Symbolic ExecutionΒΆ
Grackle executes program using symbolic execution. Symbolic execution, like
ordinary execution, executes the program one step at a time, but with two
differences: (1) As discussed in the previous section, the variables range over
symbolic values rather than ordinary expressions; and
(2) when conditional branches are encountered, such as if statements or
while loops, the simulator will need to consider multiple execution paths
if the branch may be either true or false.
As an example, consider the code below:
x = symbolic('x', 'real');
target = symbolic('target', 'real');
diff = 3;
if (x > target)
y = x - diff;
else
y = x + diff;
end
[r,c] = check_sat(abs(x-target) > diff & abs(y-target) > abs(x-target))
In this case, the condition x > target can be either true or false depending
on the values assigned to x and target. Accordingly, Grackle will
execute the script up to the if statement, and then execute both execution
paths over the state prior to the if statement. When both paths reach the
end of their respective paths in the if statement, Grackle will merge
the two execution paths into a single state. In this case, after the merge, the
assignment will map y to the expression if (x > target) (x - 3) (x + 3), which
denotes the value x - 3 if x > target and x + 3 otherwise.
The post-dominator based merging stategy is particularly important for programs with loops. For example, in the following program, Grackle will execute 20 paths without merging, but would need to consider 2:sup:10 execution paths if it did not do path merging.
p = symbolic('x', 10, 1, 'logical');
true_count = 0;
false_count = 0;
for i = 1:10
if (p(i))
true_count = true_count + 1;
else
false_count = false_count + 1;
end
end
In this case, the condition p(i) is indeterminate, and so each time it is
encountered, two execution paths are formed. Due to our use of path-based
merging however, a single execution path is formed after execution completes.

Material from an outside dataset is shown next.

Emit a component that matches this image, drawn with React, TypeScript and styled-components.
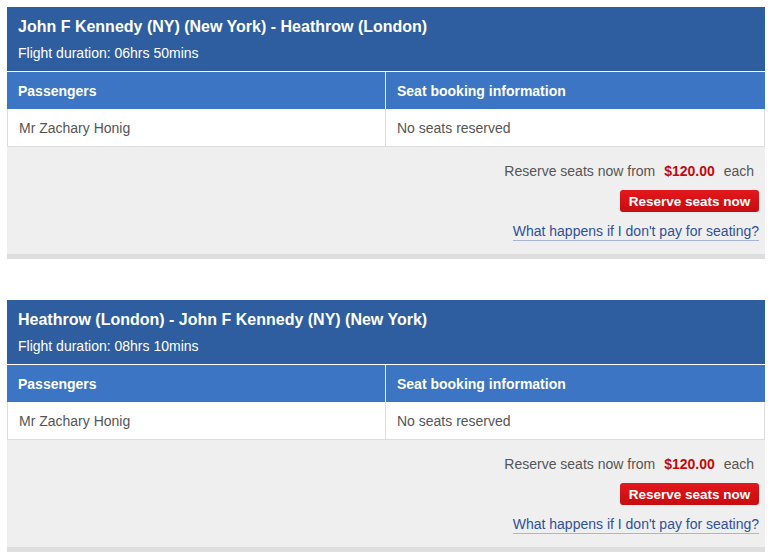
import styled, { createGlobalStyle } from 'styled-components';

const GlobalStyle = createGlobalStyle`
    body {
        margin: 0;
        background: #fff;
        font-family: "Liberation Sans", Arial, sans-serif;
    }
`;

interface Flight {
    route: string;
    duration: string;
    passenger: string;
    seats: string;
    price: string;
}

const flights: Flight[] = [
    {
        route: 'John F Kennedy (NY) (New York) - Heathrow (London)',
        duration: '06hrs 50mins',
        passenger: 'Mr Zachary Honig',
        seats: 'No seats reserved',
        price: '$120.00',
    },
    {
        route: 'Heathrow (London) - John F Kennedy (NY) (New York)',
        duration: '08hrs 10mins',
        passenger: 'Mr Zachary Honig',
        seats: 'No seats reserved',
        price: '$120.00',
    },
];

const FlightCard = function ({ flight }: { flight: Flight }) {
    return (
        <Card>
            <CardHeader>
                <Route>{flight.route}</Route>
                <Duration>Flight duration: {flight.duration}</Duration>
            </CardHeader>
            <Table>
                <HeadCell>Passengers</HeadCell>
                <HeadCell $last>Seat booking information</HeadCell>
                <BodyCell>{flight.passenger}</BodyCell>
                <BodyCell $last>{flight.seats}</BodyCell>
            </Table>
            <Footer>
                <PriceLine>
                    Reserve seats now from <Price>{flight.price}</Price> each
                </PriceLine>
                <ReserveButton type="button">Reserve seats now</ReserveButton>
                <HelpLink href="#">What happens if I don't pay for seating?</HelpLink>
            </Footer>
        </Card>
    );
};

export default function App() {
    return (
        <>
            <GlobalStyle />
            <Page>
                {flights.map((f, i) => (
                    <FlightCard key={i} flight={f} />
                ))}
            </Page>
        </>
    );
}

const Page = styled.div`
    display: flex;
    flex-direction: column;
    gap: 41px;
    padding: 7px 7px 0 7px;
    width: 758px;
`;

const Card = styled.section`
    display: flex;
    flex-direction: column;
    border-bottom: 5px solid #dedede;
`;

const CardHeader = styled.div`
    background: #2e5e9f;
    color: #fff;
    height: 65px;
    box-sizing: border-box;
    padding: 10px 11px 0;
    border-bottom: 1px solid #fff;
`;

const Route = styled.div`
    font-size: 16px;
    font-weight: bold;
    line-height: 20px;
`;

const Duration = styled.div`
    font-size: 14px;
    line-height: 18px;
    margin-top: 7px;
`;

const Table = styled.div`
    display: grid;
    grid-template-columns: 378px 1fr;
`;

const HeadCell = styled.div<{ $last?: boolean }>`
    background: #3b75c3;
    color: #fff;
    font-size: 14px;
    font-weight: bold;
    height: 37px;
    line-height: 38px;
    padding-left: 11px;
    border-left: ${({ $last }) => ($last ? '1px solid #e4ebf5' : 'none')};
`;

const BodyCell = styled.div<{ $last?: boolean }>`
    background: #fff;
    color: #555;
    font-size: 14px;
    height: 37px;
    line-height: 38px;
    padding-left: 11px;
    border-bottom: 1px solid #dcdcdc;
    border-left: 1px solid #dcdcdc;
    border-right: ${({ $last }) => ($last ? '1px solid #dcdcdc' : 'none')};
`;

const Footer = styled.div`
    background: #efefef;
    display: flex;
    flex-direction: column;
    align-items: flex-end;
    padding: 15px 6px 0 0;
    height: 107px;
    box-sizing: border-box;
`;

const PriceLine = styled.div`
    color: #555;
    font-size: 14px;
    line-height: 18px;
    padding-right: 5px;
`;

const Price = styled.span`
    color: #c10a0f;
    font-weight: bold;
    margin: 0 5px;
`;

const ReserveButton = styled.button`
    margin-top: 10px;
    width: 139px;
    height: 22px;
    border: none;
    border-radius: 3px;
    background: linear-gradient(#e3181c, #c70c10);
    color: #fff;
    font-family: "Liberation Sans", Arial, sans-serif;
    font-size: 13.5px;
    font-weight: bold;
    padding: 0;
    cursor: pointer;
`;

const HelpLink = styled.a`
    margin-top: 10px;
    color: #2f4f9c;
    font-size: 14px;
    line-height: 18px;
    text-decoration: none;
    border-bottom: 1px solid #a9b5d3;
`;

Internally, our path-based merging strategy operates by translating the source
program into a control flow graph. For each branch, Grackle computes the
immediate post-dominator of that branch, and uses that location as the merge
point. This approach allows Grackle to easily deal with a variety of source
language constructs, including not just if statements, but also while
and for loops, even in the presence of continue and break
statements. In this encoding each loop will effectively introduce two potential
merge points: the first is at the entry of the loop, and used when continue
is called or the loop body terminates. The second is at the loop exit, and is
targetted by break.
One significant limitation of our approach is that the symbolic simulator does not effectively deal with loops that may execute an unbounded number of times. In this case, the post-dominator-based merging strategy will get stuck executing the loop body. To deal with this and other programs where merging is inappropriate, we have introduced a built-in function symbolic_fork which allows one to create a path that bypasses merging.